Map #101: October 8, 2018

Difficulty Level: 2

Click here for a full-size version of this week’s map.

This map is a choropleth of the counties of the United States. (Do you need a refresher on what a choropleth is? Visit our “Basics” page for a quick primer.) Since this is our first county-level U.S. choropleth of the 2018–2019 academic year, we’re starting with what should be quite a gettable map. We’ll plan to do several more county-level choropleths in the coming weeks that will ramp up in difficulty. As always, your job is to figure out what this choropleth represents.

Stumped? Check back Tuesday, Wednesday, Thursday, and Friday for hints about where to focus your investigation. The answer will be posted on Monday, October 15, 2018. Good luck!

Wednesday’s hint: Let’s start in New York City: did you zoom in and notice that the Bronx is quite a lot darker than the other four boroughs?

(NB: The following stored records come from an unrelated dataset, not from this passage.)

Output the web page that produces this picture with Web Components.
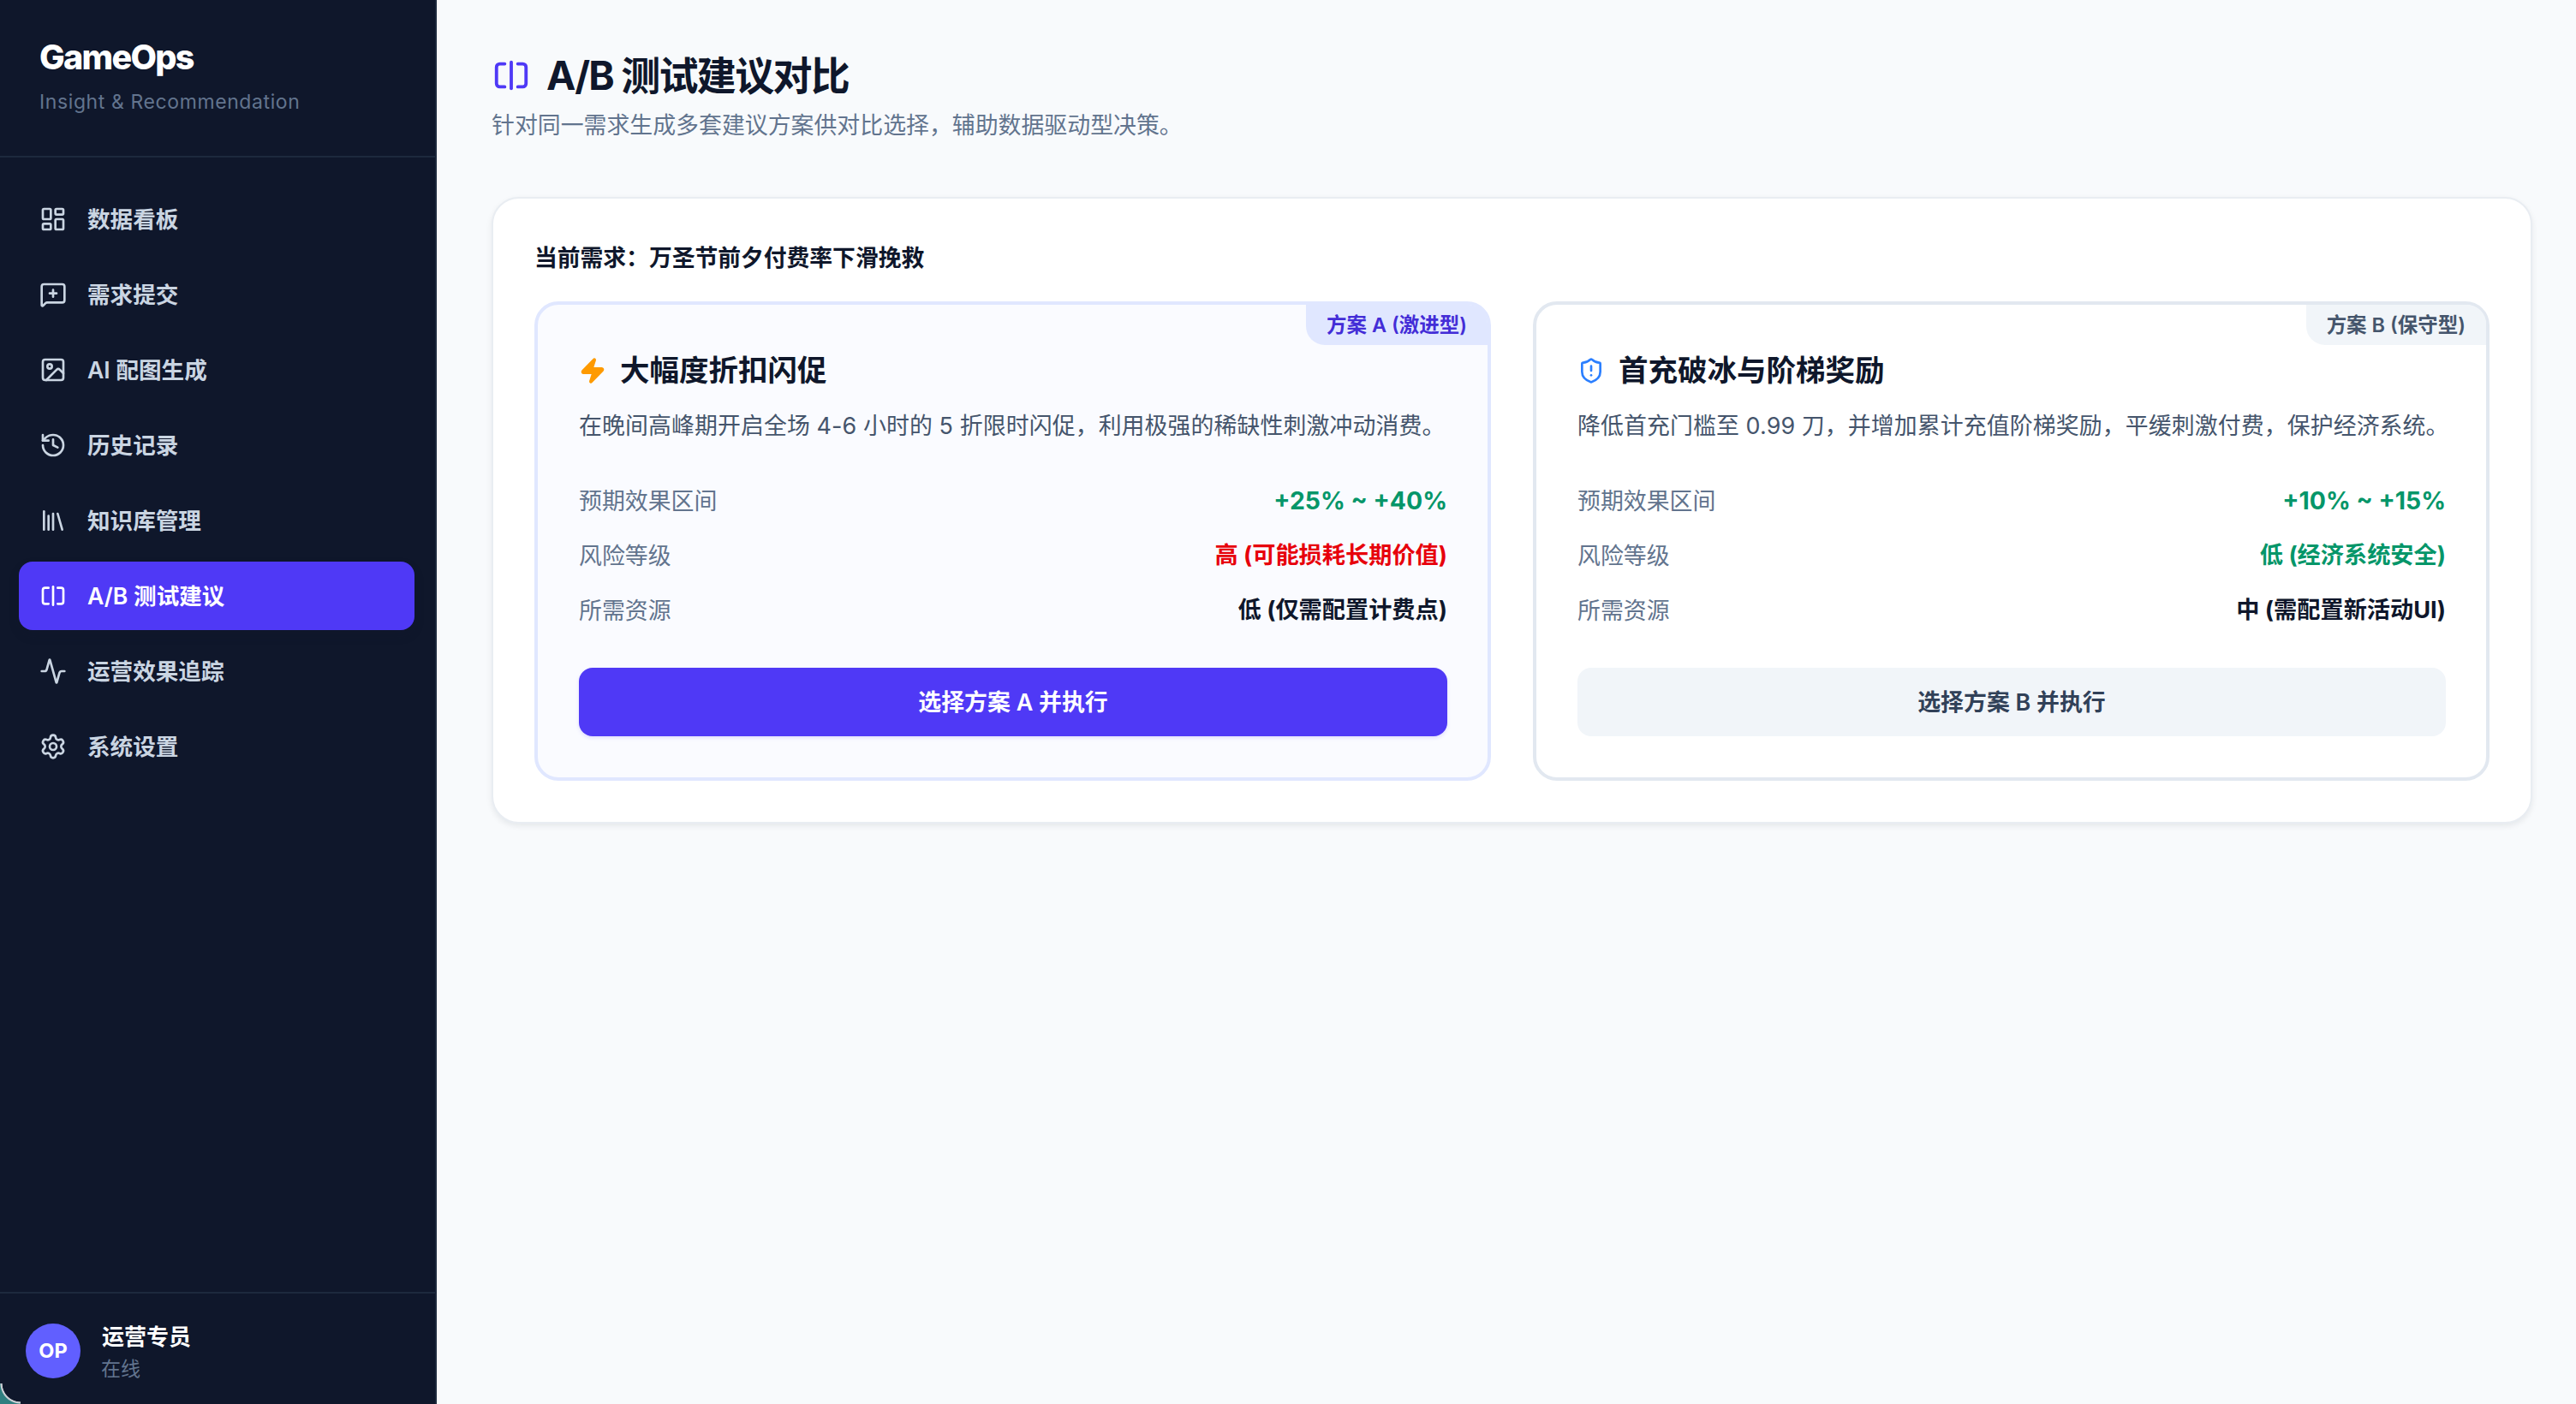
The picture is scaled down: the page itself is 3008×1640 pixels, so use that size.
<!DOCTYPE html>
<html lang="zh-CN"><head><meta charset="utf-8"><title>GameOps</title>
<style>
html,body{margin:0;height:100%;overflow:hidden}
body{font-family:Inter,"Noto Sans CJK SC",sans-serif;color:#0f172b;background:#f8fafc}
</style></head><body>
<ops-app>
  <ops-sidebar slot="side">
    <ops-nav-item icon="dashboard">数据看板</ops-nav-item>
    <ops-nav-item icon="message">需求提交</ops-nav-item>
    <ops-nav-item icon="image">AI 配图生成</ops-nav-item>
    <ops-nav-item icon="history">历史记录</ops-nav-item>
    <ops-nav-item icon="library">知识库管理</ops-nav-item>
    <ops-nav-item icon="split" active>A/B 测试建议</ops-nav-item>
    <ops-nav-item icon="activity">运营效果追踪</ops-nav-item>
    <ops-nav-item icon="settings">系统设置</ops-nav-item>
  </ops-sidebar>
  <ops-page-head></ops-page-head>
  <ops-panel need="当前需求：万圣节前夕付费率下滑挽救">
    <ops-plan variant="a" tag="方案 A (激进型)" icon="zap" title="大幅度折扣闪促"
      desc="在晚间高峰期开启全场 4-6 小时的 5 折限时闪促，利用极强的稀缺性刺激冲动消费。" action="选择方案 A 并执行">
      <ops-metric label="预期效果区间" tone="green" big>+25% ~ +40%</ops-metric>
      <ops-metric label="风险等级" tone="red">高 (可能损耗长期价值)</ops-metric>
      <ops-metric label="所需资源">低 (仅需配置计费点)</ops-metric>
    </ops-plan>
    <ops-plan variant="b" tag="方案 B (保守型)" icon="shield" title="首充破冰与阶梯奖励"
      desc="降低首充门槛至 0.99 刀，并增加累计充值阶梯奖励，平缓刺激付费，保护经济系统。" action="选择方案 B 并执行">
      <ops-metric label="预期效果区间" tone="green" big>+10% ~ +15%</ops-metric>
      <ops-metric label="风险等级" tone="green">低 (经济系统安全)</ops-metric>
      <ops-metric label="所需资源">中 (需配置新活动UI)</ops-metric>
    </ops-plan>
  </ops-panel>
</ops-app>
<script>
const ICONS={
dashboard:'<rect width="7" height="9" x="3" y="3" rx="1"/><rect width="7" height="5" x="14" y="3" rx="1"/><rect width="7" height="9" x="14" y="12" rx="1"/><rect width="7" height="5" x="3" y="16" rx="1"/>',
message:'<path d="M22 17a2 2 0 0 1-2 2H6.828a2 2 0 0 0-1.414.586l-2.202 2.202A.71.71 0 0 1 2 21.286V5a2 2 0 0 1 2-2h16a2 2 0 0 1 2 2z"/><path d="M12 8v6"/><path d="M9 11h6"/>',
image:'<rect width="18" height="18" x="3" y="3" rx="2" ry="2"/><circle cx="9" cy="9" r="2"/><path d="m21 15-3.086-3.086a2 2 0 0 0-2.828 0L6 21"/>',
history:'<path d="M3 12a9 9 0 1 0 9-9 9.75 9.75 0 0 0-6.74 2.74L3 8"/><path d="M3 3v5h5"/><path d="M12 7v5l4 2"/>',
library:'<path d="m16 6 4 14"/><path d="M12 6v14"/><path d="M8 8v12"/><path d="M4 4v16"/>',
split:'<path d="M8 19H5c-1.1 0-2-.9-2-2V7c0-1.1.9-2 2-2h3"/><path d="M16 5h3c1.1 0 2 .9 2 2v10c0 1.1-.9 2-2 2h-3"/><path d="M12 4v16"/>',
activity:'<path d="M22 12h-2.48a2 2 0 0 0-1.93 1.46l-2.35 8.36a.25.25 0 0 1-.48 0L9.24 2.18a.25.25 0 0 0-.48 0l-2.35 8.36A2 2 0 0 1 4.49 12H2"/>',
settings:'<path d="M9.671 4.136a2.34 2.34 0 0 1 4.659 0 2.34 2.34 0 0 0 3.319 1.915 2.34 2.34 0 0 1 2.33 4.033 2.34 2.34 0 0 0 0 3.831 2.34 2.34 0 0 1-2.33 4.033 2.34 2.34 0 0 0-3.319 1.915 2.34 2.34 0 0 1-4.659 0 2.34 2.34 0 0 0-3.32-1.915 2.34 2.34 0 0 1-2.33-4.033 2.34 2.34 0 0 0 0-3.831A2.34 2.34 0 0 1 6.35 6.051a2.34 2.34 0 0 0 3.32-1.915"/><circle cx="12" cy="12" r="3"/>',
zap:'<path d="M4 14a1 1 0 0 1-.78-1.63l9.9-10.2a.5.5 0 0 1 .86.46l-1.92 6.02A1 1 0 0 0 13 10h7a1 1 0 0 1 .78 1.63l-9.9 10.2a.5.5 0 0 1-.86-.46l1.92-6.02A1 1 0 0 0 11 14z" fill="currentColor"/>',
shield:'<path d="M20 13c0 5-3.5 7.5-7.66 8.95a1 1 0 0 1-.67-.01C7.5 20.5 4 18 4 13V6a1 1 0 0 1 1-1c2 0 4.5-1.2 6.24-2.72a1.17 1.17 0 0 1 1.52 0C14.51 3.81 17 5 19 5a1 1 0 0 1 1 1z"/><path d="M12 8v4"/><path d="M12 16h.01"/>'
};
const svg=(n,s,w=2)=>`<svg xmlns="http://www.w3.org/2000/svg" width="${s}" height="${s}" viewBox="0 0 24 24" fill="none" stroke="currentColor" stroke-width="${w}" stroke-linecap="round" stroke-linejoin="round" style="display:block;flex:none">${ICONS[n]}</svg>`;
function def(name,render){customElements.define(name,class extends HTMLElement{
  constructor(){super();this.attachShadow({mode:'open'})}
  connectedCallback(){this.shadowRoot.innerHTML=render(this)}
})}
def('ops-app',()=>`<style>
:host{display:flex;width:3008px;height:1640px;overflow:hidden;position:relative;background:#f8fafc}
main{flex:1;min-width:0;padding:0 51px 0 64px;box-sizing:border-box}
.corner{position:absolute;left:0;bottom:0;width:24px;height:24px;background:radial-gradient(circle at 100% 0,transparent 0 21px,#c9ced3 21.7px 23px,#2f7f80 24px)}
</style><slot name="side"></slot><main><slot></slot></main><div class="corner"></div>`);
def('ops-sidebar',()=>`<style>
:host{display:flex;flex-direction:column;flex:none;width:510px;height:1640px;box-sizing:border-box;background:#0f172b;border-right:2px solid #1d293d}
header{height:184px;box-sizing:border-box;padding-top:41px;padding-left:46px;border-bottom:2px solid #1d293d;flex:none}
h1{margin:0;font:800 39.5px/52px Inter,sans-serif;letter-spacing:-1.7px;color:#fff}
p{margin:10px 0 0;font:400 23px/32px Inter,sans-serif;letter-spacing:.6px;color:#62748e}
nav{flex:1;padding:32px 24px 0 22px;display:flex;flex-direction:column;gap:8px}
footer{height:131px;box-sizing:border-box;border-top:2px solid #1d293d;padding:33px 0 0 30px;display:flex;gap:25px;flex:none}
.av{width:64px;height:64px;margin-top:2px;border-radius:50%;background:#615fff;color:#fff;font:700 23.5px/64px Inter,sans-serif;text-align:center;flex:none}
.n{font:600 26px/36px Inter,"Noto Sans CJK SC",sans-serif;color:#fff}
.s{font:400 23px/30px Inter,"Noto Sans CJK SC",sans-serif;color:#62748e;margin-top:4px;margin-left:-1px}
</style><header><h1>GameOps</h1><p>Insight &amp; Recommendation</p></header><nav><slot></slot></nav>
<footer><div class="av">OP</div><div><div class="n">运营专员</div><div class="s">在线</div></div></footer>`);
def('ops-nav-item',h=>{const a=h.hasAttribute('active');return `<style>
:host{display:flex;align-items:center;gap:24px;height:80px;padding-left:24px;border-radius:16px;box-sizing:border-box;font:600 26.6px/36px Inter,"Noto Sans CJK SC",sans-serif;
color:${a?'#fff':'#cad5e2'};background:${a?'#4f39f6':'transparent'};${a?'box-shadow:0 6px 12px rgba(15,23,43,.18);':''}}
</style>${svg(h.getAttribute('icon'),32)}<slot></slot>`});
def('ops-page-head',()=>`<style>
:host{display:block;height:230px;box-sizing:border-box;padding-top:64px}
.t{display:flex;align-items:center;gap:18px;height:48px;color:#4f39f6}
h2{margin:0;font:700 46px/48px Inter,"Noto Sans CJK SC",sans-serif;letter-spacing:-1.7px;color:#0f172b}
p{margin:12px 0 0;font:400 26.9px/44px Inter,"Noto Sans CJK SC",sans-serif;color:#62748e}
</style><div class="t">${svg('split',46)}<h2>A/B 测试建议对比</h2></div><p>针对同一需求生成多套建议方案供对比选择，辅助数据驱动型决策。</p>`);
def('ops-panel',h=>`<style>
:host{display:block;height:732px;box-sizing:border-box;background:#fff;border:2px solid #e9edf2;border-radius:32px;padding:50px 48px 0;box-shadow:0 3px 7px rgba(15,23,43,.08)}
.need{margin:0 0 32px;font:700 26.8px/38px Inter,"Noto Sans CJK SC",sans-serif;color:#0f172b;height:38px;letter-spacing:-.02px}
.g{display:grid;grid-template-columns:1117px 1117px;gap:49px}
</style><div class="need">${h.getAttribute('need')}</div><div class="g"><slot></slot></div>`);
def('ops-plan',h=>{const a=h.getAttribute('variant')==='a';return `<style>
:host{display:block;position:relative;height:560px;box-sizing:border-box;border:4px solid ${a?'#e0e7ff':'#e2e8f0'};border-radius:28px;padding:53px 47px 0 48px;background:${a?'#fafbff':'#fff'}}
.tag{position:absolute;top:0;right:0;height:47px;box-sizing:border-box;padding:1px 24px 0;font:600 23.5px/46px Inter,"Noto Sans CJK SC",sans-serif;background:${a?'#e0e7ff':'#f1f5f9'};color:${a?'#432dd7':'#45556c'};border-radius:0 22px 0 22px}
.t{display:flex;align-items:center;gap:16px;height:48px;color:${a?'#fe9a00':'#2b7fff'}}
h3{margin:0;font:700 34.5px/48px Inter,"Noto Sans CJK SC",sans-serif;color:#0f172b}
p{margin:18px 0 0;font:400 26.9px/44px Inter,"Noto Sans CJK SC",sans-serif;color:#45556c;letter-spacing:.1px;white-space:nowrap}
.m{margin-top:34px;display:flex;flex-direction:column}
button{display:block;width:100%;height:80px;margin-top:35px;border:0;border-radius:16px;font:600 26.9px/36px Inter,"Noto Sans CJK SC",sans-serif;background:${a?'#4f39f6':'#f1f5f9'};color:${a?'#fff':'#314158'};${a?'box-shadow:0 2px 4px rgba(79,57,246,.15);':''}}
</style><div class="tag">${h.getAttribute('tag')}</div><div class="t">${svg(h.getAttribute('icon'),32)}<h3>${h.getAttribute('title')}</h3></div>
<p>${h.getAttribute('desc')}</p><div class="m"><slot></slot></div><button>${h.getAttribute('action')}</button>`});
def('ops-metric',h=>{const c={green:'#059669',red:'#e7000b'}[h.getAttribute('tone')]||'#0f172b';return `<style>
:host{display:flex;justify-content:space-between;align-items:center;height:64px;font:400 26.9px/36px Inter,"Noto Sans CJK SC",sans-serif;color:#62748e}
b{font-weight:700;font-size:${h.hasAttribute('big')?'28.4px':'27.2px'};color:${c}}
</style><span>${h.getAttribute('label')}</span><b><slot></slot></b>`});
</script>
</body></html>
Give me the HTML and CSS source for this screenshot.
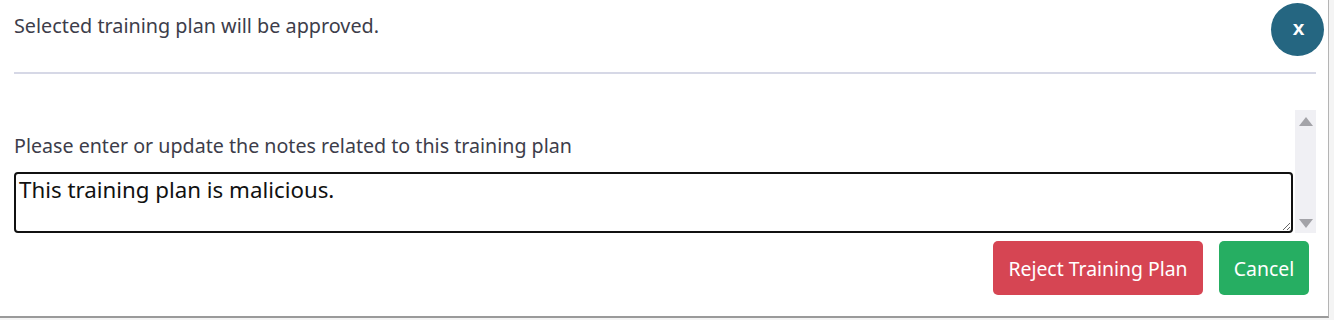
FILE: index.html
```html
<!DOCTYPE html>
<html lang="en">
<head>
    <meta charset="UTF-8">
    <title>Approve Training Plan</title>
    <link rel="stylesheet" href="styles.css">
</head>
<body>
    <div class="modal">
        <div class="modal-header">
            <p class="modal-title">Selected training plan will be approved.</p>
            <button type="button" class="close-btn">x</button>
        </div>
        <hr class="divider">

        <div class="notes-area">
            <div class="notes-content">
                <label for="notes">Please enter or update the notes related to this training plan</label>
                <textarea id="notes">This training plan is malicious.</textarea>
            </div>
            <div class="scrollbar">
                <span class="arrow up"></span>
                <span class="arrow down"></span>
            </div>
        </div>

        <div class="actions">
            <button type="button" class="btn btn-reject">Reject Training Plan</button>
            <button type="button" class="btn btn-cancel">Cancel</button>
        </div>
    </div>
</body>
</html>
```

FILE: styles.css
```css
body {
    margin: 0;
    background: #f4f4f4;
    font-family: "Noto Sans", "Open Sans", sans-serif;
}
.modal {
    width: 1329px;
    height: 318px;
    box-sizing: border-box;
    background: white;
    border-right: 1px solid #b4b4b4;
    border-bottom: 2px solid #9a9a9a;
    padding: 0 0 0 14px;
}
.modal-header {
    display: flex;
    justify-content: space-between;
    align-items: flex-start;
    height: 72px;
    padding-right: 4px;
}
.modal-title {
    margin: 12px 0 0;
    font-size: 19.8px;
    line-height: 28px;
    color: #3d3d4a;
}
.close-btn {
    margin-top: 3px;
    width: 53px;
    height: 53px;
    border-radius: 50%;
    border: none;
    background: #256681;
    color: white;
    font-family: "Liberation Sans", Arial, sans-serif;
    font-weight: bold;
    font-size: 21px;
    padding: 0 0 3px 2px;
    cursor: pointer;
}
.divider {
    margin: 0;
    width: 1302px;
    border: none;
    border-top: 2px solid #d6d8e6;
}
.notes-area {
    display: flex;
    width: 1302px;
    height: 123px;
    margin-top: 36px;
}
.notes-content {
    flex: 1;
    display: flex;
    flex-direction: column;
    justify-content: flex-end;
}
.notes-content label {
    font-size: 19.65px;
    line-height: 26px;
    color: #3d3d4a;
    margin-bottom: 13px;
}
.notes-content textarea {
    box-sizing: border-box;
    width: 1279px;
    height: 61px;
    border: 2px solid #111;
    border-radius: 4px;
    padding: 1px 3px;
    font-family: "Noto Sans", "Open Sans", sans-serif;
    font-size: 22.3px;
    line-height: 30px;
    color: #111;
    resize: vertical;
}
.scrollbar {
    width: 21px;
    margin-left: 2px;
    background: #f0f0f4;
    display: flex;
    flex-direction: column;
    justify-content: space-between;
    align-items: center;
    padding: 7px 0 5px;
    box-sizing: border-box;
}
.arrow {
    width: 0;
    height: 0;
    border-left: 7px solid transparent;
    border-right: 7px solid transparent;
}
.arrow.up {
    border-bottom: 9px solid #a3a3a8;
}
.arrow.down {
    border-top: 9px solid #a3a3a8;
}
.actions {
    display: flex;
    justify-content: flex-end;
    gap: 16px;
    padding-right: 19px;
    margin-top: 8px;
}
.btn {
    height: 54px;
    border: none;
    border-radius: 5px;
    color: white;
    font-family: "Noto Sans", "Open Sans", sans-serif;
    font-size: 19.4px;
    padding: 0;
    cursor: pointer;
}
.btn-reject {
    width: 210px;
    background: #d64553;
}
.btn-cancel {
    width: 90px;
    background: #26ae62;
}
```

Thursday’s hint: Some of the places on this map with lots of color are in the interior parts of California and Washington. These are agricultural areas—and, in particular, these are areas where a lot of land is devoted to growing fruit. Fruit requires a lot of labor, since more often than not it has to be picked by hand.

Friday’s hint: With this map, it’s important not to get too distracted by all the dark counties along the border with Mexico. Make sure you notice that there’s a certain diversity of counties that are darkly colored, including around the cities of New York City and Miami.

Saturday’s hint: This map uses information from the U.S. Census about race.